#### DATASET EXCERPT:
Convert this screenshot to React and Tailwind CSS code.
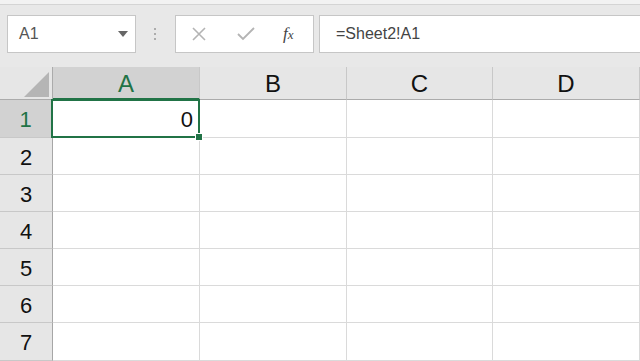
const font = { fontFamily: '"Liberation Sans", Arial, sans-serif' };

const cols = [
  { key: "A", w: "w-[147px]" },
  { key: "B", w: "w-[147px]" },
  { key: "C", w: "w-[146px]" },
  { key: "D", w: "w-[147px]" },
];
const rows = [1, 2, 3, 4, 5, 6, 7];

function NameBox() {
  return (
    <div className="flex h-[38px] w-[129px] items-center justify-between border border-[#c6c6c6] bg-white pl-[11px] pr-[7px]">
      <span className="text-[16px] text-[#555]">A1</span>
      <svg width="10" height="6" viewBox="0 0 10 6">
        <path d="M0 0h10L5 6z" fill="#666" />
      </svg>
    </div>
  );
}

function FxButtons() {
  return (
    <div className="flex h-[38px] w-[139px] items-center border border-[#c6c6c6] bg-white">
      <svg className="ml-[16px]" width="14" height="14" viewBox="0 0 14 14">
        <path d="M1 1l12 12M13 1L1 13" stroke="#b4b4b4" strokeWidth="1.6" />
      </svg>
      <svg className="ml-[31px]" width="18" height="14" viewBox="0 0 18 14">
        <path d="M1 7l5 5L17 1" stroke="#b4b4b4" strokeWidth="1.8" fill="none" />
      </svg>
      <span className="ml-[28px] font-['Liberation_Serif',serif] text-[17px] italic text-[#444]">
        f<span className="text-[13px]">x</span>
      </span>
    </div>
  );
}

function Toolbar() {
  return (
    <div className="flex h-[62px] items-start bg-[#e8e8e8] pl-[7px] pt-[10px]">
      <NameBox />
      <div className="ml-[18px] mr-[19px] flex h-[38px] flex-col items-center justify-center gap-[3px]">
        <span className="h-[2px] w-[2px] rounded-full bg-[#999]" />
        <span className="h-[2px] w-[2px] rounded-full bg-[#999]" />
        <span className="h-[2px] w-[2px] rounded-full bg-[#999]" />
      </div>
      <FxButtons />
      <div className="ml-[5px] flex h-[38px] flex-1 items-center border-y border-l border-[#c6c6c6] bg-white pl-[16px]">
        <span className="text-[16px] text-[#444]">=Sheet2!A1</span>
      </div>
    </div>
  );
}

function HeaderRow() {
  return (
    <div className="flex h-[33px] bg-[#e6e6e6]">
      <div className="relative w-[53px] border-r border-b border-[#ababab]">
        <svg className="absolute right-[3px] bottom-[2px]" width="25" height="25" viewBox="0 0 25 25">
          <path d="M25 0v25H0z" fill="#b5b5b5" />
        </svg>
      </div>
      {cols.map((c) => {
        const sel = c.key === "A";
        return (
          <div
            key={c.key}
            className={`${c.w} flex items-center justify-center border-r border-[#c8c8c8] text-[24px] ${
              sel ? "border-b-2 border-b-[#217346] bg-[#d2d2d2] pt-[3px] text-[#217346]" : "border-b border-b-[#ababab] pt-[2px] text-[#111]"
            }`}
          >
            {c.key}
          </div>
        );
      })}
    </div>
  );
}

function GridRow({ n }) {
  const sel = n === 1;
  return (
    <div className={`flex ${sel ? "h-[38px]" : "h-[37px]"} last:flex-1`}>
      <div
        className={`flex w-[53px] items-center justify-center border-b border-[#c8c8c8] pt-[2px] text-[22px] ${
          sel ? "border-r-2 border-r-[#217346] bg-[#d2d2d2] text-[#217346]" : "border-r border-r-[#a6a6a6] bg-[#e6e6e6] text-[#111]"
        }`}
      >
        {n}
      </div>
      {cols.map((c) => (
        <div key={c.key} className={`${c.w} relative border-r border-b border-[#dadada] bg-white`}>
          {sel && c.key === "A" && (
            <div className="absolute -top-px -left-[2px] -right-px -bottom-px z-10 flex items-center justify-end border-2 border-[#217346] pt-[2px] pr-[5px] text-[22px] text-[#111]">
              0
              <span className="absolute -right-[5px] -bottom-[5px] h-[8px] w-[8px] border border-white bg-[#217346]" />
            </div>
          )}
        </div>
      ))}
    </div>
  );
}

export default function App() {
  return (
    <div className="flex h-[361px] w-[640px] flex-col overflow-hidden bg-white" style={font}>
      <div className="h-[5px] border-b border-[#d4d4d4] bg-[#f2f2f2]" />
      <Toolbar />
      <HeaderRow />
      <div className="flex flex-1 flex-col">
        {rows.map((n) => (
          <GridRow key={n} n={n} />
        ))}
      </div>
    </div>
  );
}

#### AIM OF THE TASK:
Return only the lines from the start of the data through the line that contains "const rows = [1, 2, 3, 4, 5, 6, 7];", please, copying them exactly and omitting all pictures.

#### TASK ANSWER:
Convert this screenshot to React and Tailwind CSS code.
const font = { fontFamily: '"Liberation Sans", Arial, sans-serif' };

const cols = [
  { key: "A", w: "w-[147px]" },
  { key: "B", w: "w-[147px]" },
  { key: "C", w: "w-[146px]" },
  { key: "D", w: "w-[147px]" },
];
const rows = [1, 2, 3, 4, 5, 6, 7];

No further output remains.